Whilst NVR seems to fall into pre-defined traditional question types (many children and families commented on similarities to our papers), there were some shape and rotation questions at some schools that were significantly different. You can find some examples of this Spatial Reasoning style in this pack and this pack. In VR, there seemed to be an upsurge in cloze passages, which suggests that vocabulary testing is becoming ever more important. You can find examples of these types of questions in this pack and this pack. Reading varied genres and discussing what is read with your child is integral to building word knowledge and a little should be done every day if possible!
We hope that you find this post on last year’s exams helpful and welcome any questions! Please feel free to contact us here.
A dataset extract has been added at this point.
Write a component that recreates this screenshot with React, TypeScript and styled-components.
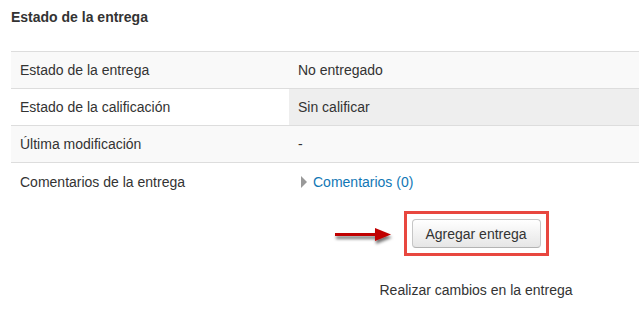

You can view our full range of 7+ resources here and our full range of 8+ resources here. Our products are up to date and cover pretty much every aspect of the examination process. They have successfully been used by thousands of children at home and in schools across the country.
It’s worth noting that 7+ and 8+ exams are designed to be different to the types of quizzes and tests your child may take at their current school. The exams are challenging and most students will be unable to correctly answer all the questions. The key is to develop good exam technique and pick up as many marks as possible. Generally speaking, pass marks are around 70%. It’s important that children are aware of this as it will make them feel more relaxed and confident in the actual exam, rather than stressing if they find the questions difficult. Scoring consistently 70%-75% or above on our practice papers across all tested subjects is a sign that a child is likely to do well in the written part of the assessment process, even at the most competitive schools.